By Ariel Edwards-Levy, CNN

(CNN) — More than three-quarters of Americans think the country’s founders would be disappointed with the US today, according to a Gallup poll released this week – one of several new surveys spotlighting the public’s complicated feelings about the nation’s legacy as it approaches its 250th anniversary.

Just 19% of Americans think that the signers of the Declaration of Independence would be pleased by the way the US has turned out, with 77% saying they’d be disappointed. That pessimism is largely bipartisan: while Republicans currently take a slightly less dispirited view than Democrats, one-quarter or fewer across party lines think the founders would be pleased.

Gallup has been asking this question intermittently since 1999, and the latest reading is the most pessimistic yet.

“While it’s hard to know what the founders would make of America today, the poll is in keeping with a generally sour mood among the public today. Polls routinely show widespread dissatisfaction with the current state of the country.

Presidential historian Tim Naftali, however, thinks that if the signers of the declaration could witness the United States today, they’d mostly be astonished.

“Our language is the same, our principles are the same, but this country is far more powerful, far more diverse, far richer in many respects than I think they could have ever imagined,” he said. “We have surpassed the outer reaches of the most imaginative of them … I’m sure they would just find us rather fascinating.”

The public’s view isn’t all negative. Around 7 in 10 Americans say that, over the past 250 years, the country has had at least a fair amount of success in achieving its founding ideals.

Other findings from recent polls offer insight to how Americans see themselves and their country ahead of the semiquincentennial celebrations.

Americans view the US with a conflicting mix of pride and concern. In a Marquette Law School poll also released Wednesday, 66% of Americans say they’re at least somewhat proud of who we are as a country, but just over half say they’re optimistic about the nation’s future as a democracy. And in a Fox News poll, voters are more likely to consider themselves patriotic than they are to say they’re proud of the country today.

The public is almost universal in calling the right to vote and freedom of speech key to the country’s national identity, per an AP-NORC poll. But just under half – including a majority of Democrats – see that freedom of speech as facing major threats.

Pessimism about the country’s direction isn’t new, but it may be growing. In a recent NBC survey, just 38% of US adults say they’re confident that the United States’ best years still lie ahead, down from 45% in a 1990 survey. And 78% of US adults say that the American Dream is harder to attain now than it was a generation ago, although that’s not dissimilar from the 72% who said the same in a Roper poll taken more than 30 years ago.

(Nostalgia for the country’s earliest days isn’t new either – in a 1947 Gallup poll, 13% of Americans said that the signing of the declaration was the US historical event they’d most like to have been present for – the most popular choice and more than tripling the share who’d have preferred to witnessed either the Gettysburg address or the Japanese surrender in World War II.)

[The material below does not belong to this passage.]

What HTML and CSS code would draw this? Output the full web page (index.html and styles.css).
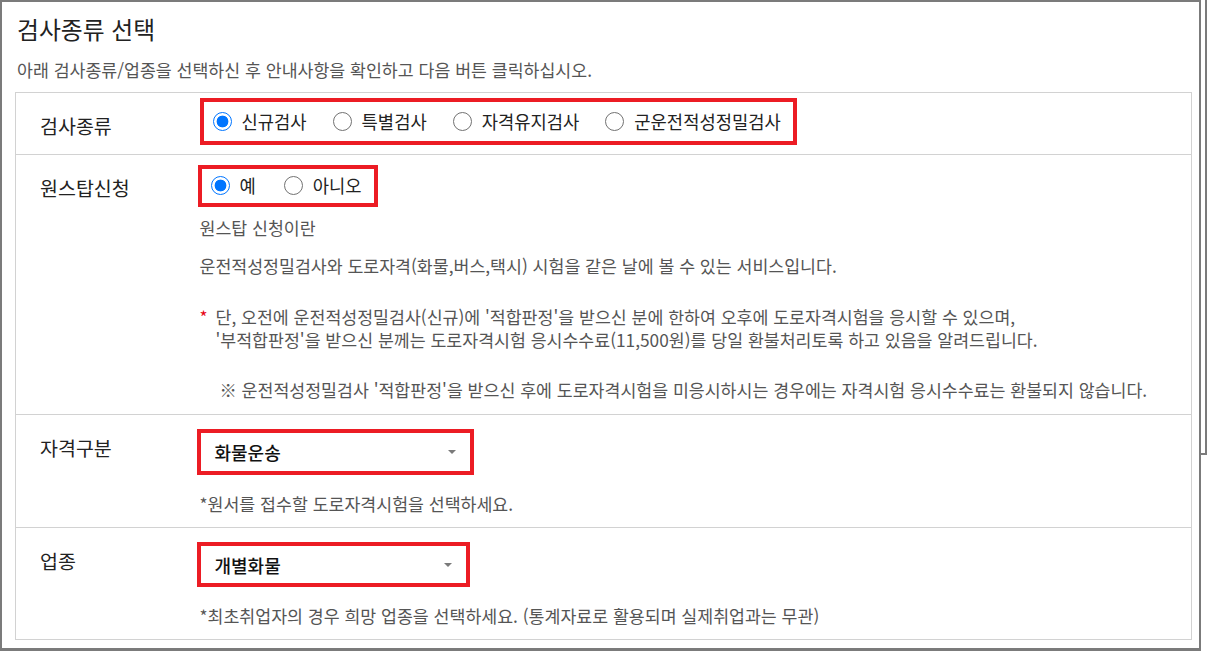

Being an American means different things to different people. In Ipsos polling earlier this year, half of US adults, including most of those age 45 and older, said that being an American is an important part of how they think about themselves. A majority of younger adults, by contrast, said it wasn’t something they thought much about.

Overall, 58% said it was important to discuss the nation’s successes and strengths, with an identical 58% also saying it’s important to discuss the country’s flaws and failures.

This year’s Independence Day celebrations are more polarizing than in the past. President Donald Trump has put his mark on the country’s 250th birthday plans. Per Marquette, 57% of Americans say they’re at least fairly interested in the commemoration. That’s similar to the share who expressed interest in the festivities in a Roper poll 50 years ago, ahead of the 200th anniversary of the declaration. But while there was no real partisan gap in 1976, Republicans today are 33 points likelier than Democrats to say they’re interested.